あのタッっかいお山の向こうからヤツら来やがるにちげーねーだァ。
ヤヤ!遠くに黒いものがゆらめくであります!
。。。なあんだ、馬かァ。。。
そんな「砦」の奇妙な夢見心地に取り憑かれたドローゴくん、目も頭もぼんやりしつつ砂漠を見ている間に早、30年!
望遠鏡でもっと遠くまで見ちゃうぞー
ヤヤ!闇に光が見えるであります!
どでかい軍が道を作ってるにちげーねーだ!
キタキタキターーーーーー!
ついに奴らが来たよォォォーーーーー!!!
。。。
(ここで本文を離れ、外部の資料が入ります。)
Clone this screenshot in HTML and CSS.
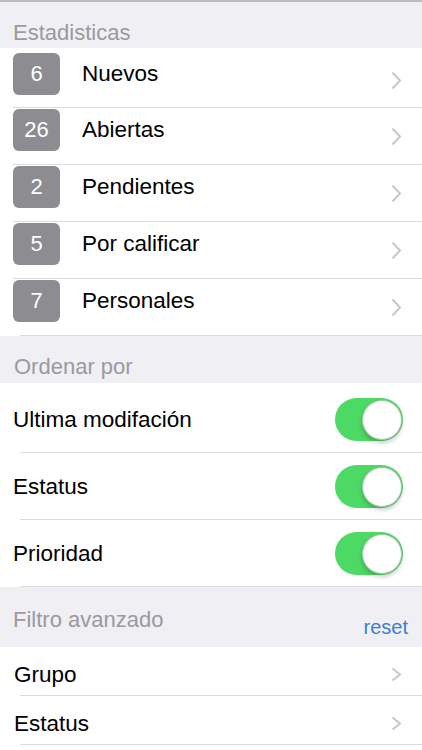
FILE: index.html
```html
<!DOCTYPE html>
<html lang="es">
<head>
    <meta charset="UTF-8">
    <title>Filtros</title>
    <meta name="viewport" content="width=device-width, initial-scale=1.0">
    <link rel="stylesheet" href="styles.css">
</head>
<body>
    <div class="topbar"></div>

    <div class="section-title stats-title">Estadisticas</div>
    <div class="list">
        <div class="row stat first">
            <span class="badge">6</span>
            <span class="label">Nuevos</span>
            <svg class="chevron" viewBox="0 0 11 19"><path d="M1.5 1.5 L9 9.5 L1.5 17.5"/></svg>
        </div>
        <div class="row stat">
            <span class="badge">26</span>
            <span class="label">Abiertas</span>
            <svg class="chevron" viewBox="0 0 11 19"><path d="M1.5 1.5 L9 9.5 L1.5 17.5"/></svg>
        </div>
        <div class="row stat">
            <span class="badge">2</span>
            <span class="label">Pendientes</span>
            <svg class="chevron" viewBox="0 0 11 19"><path d="M1.5 1.5 L9 9.5 L1.5 17.5"/></svg>
        </div>
        <div class="row stat">
            <span class="badge">5</span>
            <span class="label">Por calificar</span>
            <svg class="chevron" viewBox="0 0 11 19"><path d="M1.5 1.5 L9 9.5 L1.5 17.5"/></svg>
        </div>
        <div class="row stat last">
            <span class="badge">7</span>
            <span class="label">Personales</span>
            <svg class="chevron" viewBox="0 0 11 19"><path d="M1.5 1.5 L9 9.5 L1.5 17.5"/></svg>
        </div>
    </div>

    <div class="section-title order-title">Ordenar por</div>
    <div class="list">
        <div class="row toggle first">
            <span class="label">Ultima modifación</span>
            <span class="switch"><span class="knob"></span></span>
        </div>
        <div class="row toggle">
            <span class="label">Estatus</span>
            <span class="switch"><span class="knob"></span></span>
        </div>
        <div class="row toggle">
            <span class="label">Prioridad</span>
            <span class="switch"><span class="knob"></span></span>
        </div>
    </div>

    <div class="section-title filter-title">
        <span class="filter-name">Filtro avanzado</span>
        <a class="reset" href="#">reset</a>
    </div>
    <div class="list">
        <div class="row link">
            <span class="label">Grupo</span>
            <svg class="chevron small" viewBox="0 0 11 15"><path d="M1.5 1.5 L9 7.5 L1.5 13.5"/></svg>
        </div>
        <div class="row link">
            <span class="label">Estatus</span>
            <svg class="chevron small" viewBox="0 0 11 15"><path d="M1.5 1.5 L9 7.5 L1.5 13.5"/></svg>
        </div>
    </div>
</body>
</html>
```

FILE: styles.css
```css
body {
    margin: 0;
    font-family: "Liberation Sans", Arial, sans-serif;
    background: #fff;
    color: #000;
}
.topbar {
    height: 2px;
    background: #bdbdc1;
}
.section-title {
    display: flex;
    align-items: flex-end;
    box-sizing: border-box;
    background: #efeff4;
    color: #9a9a9f;
    font-size: 22px;
    line-height: 22px;
    padding: 0 14px 0 13px;
}
.stats-title {
    height: 46px;
    padding-bottom: 4px;
}
.order-title {
    height: 47px;
    padding-bottom: 5px;
    padding-left: 14px;
}
.filter-title {
    height: 60px;
    justify-content: space-between;
}
.filter-name {
    margin-bottom: 16px;
}
.reset {
    color: #3a7fd5;
    font-size: 20px;
    line-height: 20px;
    text-decoration: none;
    margin-bottom: 10px;
}

/* rows with an inset separator line */
.row {
    --inset: 20px;
    display: flex;
    align-items: center;
    box-sizing: border-box;
    background-image: linear-gradient(#dcdce0, #dcdce0);
    background-repeat: no-repeat;
    background-position: left var(--inset) bottom;
    background-size: calc(100% - var(--inset)) 1px;
    font-size: 22.5px;
}
.stat {
    --inset: 13px;
    height: 57px;
    align-items: flex-start;
    padding: 0 20px 0 13px;
}
.stat.first {
    height: 60px;
    padding-top: 4px;
}
.stat.last {
    --inset: 20px;
}
.badge {
    width: 47px;
    height: 42px;
    margin-top: 1px;
    border-radius: 6px;
    background: #8c8c91;
    color: #fff;
    font-size: 22px;
    text-align: center;
    line-height: 42px;
}
.stat .label {
    margin: 1px 0 0 22px;
    line-height: 42px;
}
.chevron {
    width: 11px;
    height: 19px;
    margin-left: auto;
    align-self: center;
    fill: none;
    stroke: #c7c7cc;
    stroke-width: 2;
}
.chevron.small {
    height: 15px;
}

.toggle {
    height: 67px;
    padding: 0 19px 0 13px;
}
.toggle.first {
    height: 70px;
    padding-top: 3px;
}
.switch {
    display: flex;
    justify-content: flex-end;
    align-items: center;
    margin-left: auto;
    width: 68px;
    height: 43px;
    border-radius: 22px;
    background: #4cd964;
}
.knob {
    width: 40px;
    height: 40px;
    margin-right: 1px;
    border-radius: 50%;
    background: #fff;
    box-sizing: border-box;
    border: 1px solid rgba(40, 120, 50, 0.4);
    box-shadow: 0 3px 4px rgba(0, 0, 0, 0.2);
}

.link {
    height: 49px;
    padding: 6px 20px 0 14px;
}
```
あのね、ドローゴさん、悪いけど、君、顔黄色くなってるし、すっかり老いて使えないからおうち帰ってね、うん、もういいから、静かに寝てて。
そりゃあないよーーーーー!!!30年も待ったんですよォ!!!
イケメンのあいつは絵のように美しく死んだのに〜どうしてぼくには何も起こらないんだよ〜!
戦わせてよォ!お願いだよォ!なんかさせてよォ!
華々しく死なせてよォォォ!!!
カワイソウ。。。
そう、こんなのが人生ってもんだ。
ぼくは涙ぐんださ。
カフカの再来!と言われたんだかのブッツァーティ、ぼくはカフカも大好きだけど、合言葉は「不条理」。
ふ‐じょうり〔‐デウリ〕【不条理】
読み方:ふじょうり
[名・形動]
1 筋道が通らないこと。道理に合わないこと。また、そのさま。「―な話」
2 実存主義の用語。人生に何の意義も見だせない人間存在の絶望的状況。カミュの不条理の哲学によって知られる。ふ‐じょうり〔‐デウリ〕【不条理】
そう。
そりゃあないよお!って言いたくなるやつね。
こんなにぼくは若いのに!
こんなに毎日真面目にやってるのに!
こんなにたくさんの時間を費やしてるのに!
そう。
全てが無になっちまったような絶望感。
ナンノタメニ。。。
人間が考えがちの「生きる意味」、「人生のゴール」。
そんなものはナニモナイ。
時間は、ただ、流れてゆくだけ。
人間は、ただ、流されてゆくだけ。
そんなナニモナイの最たる小説!
カフカの「城」よりナニモナイ。
ひっでえなあ。
ドローゴくん、かわいそうだよ。
彼には何も起こらない、悲惨なほど何も起こらない、おじさんになっても。。。
沁みる!!!
何も起きない悲しさがクセになる白昼夢のような、あっという間の人生物語。
「時の遁走が、まるで魔法が破れたみたいに、止まったかに思えた。時の渦巻く流れが最近ではますます激しさを増していたのが、不意にぴたりと止まり、世界はすっかり力なく澱んで、時計だけがむなしく動いていた。」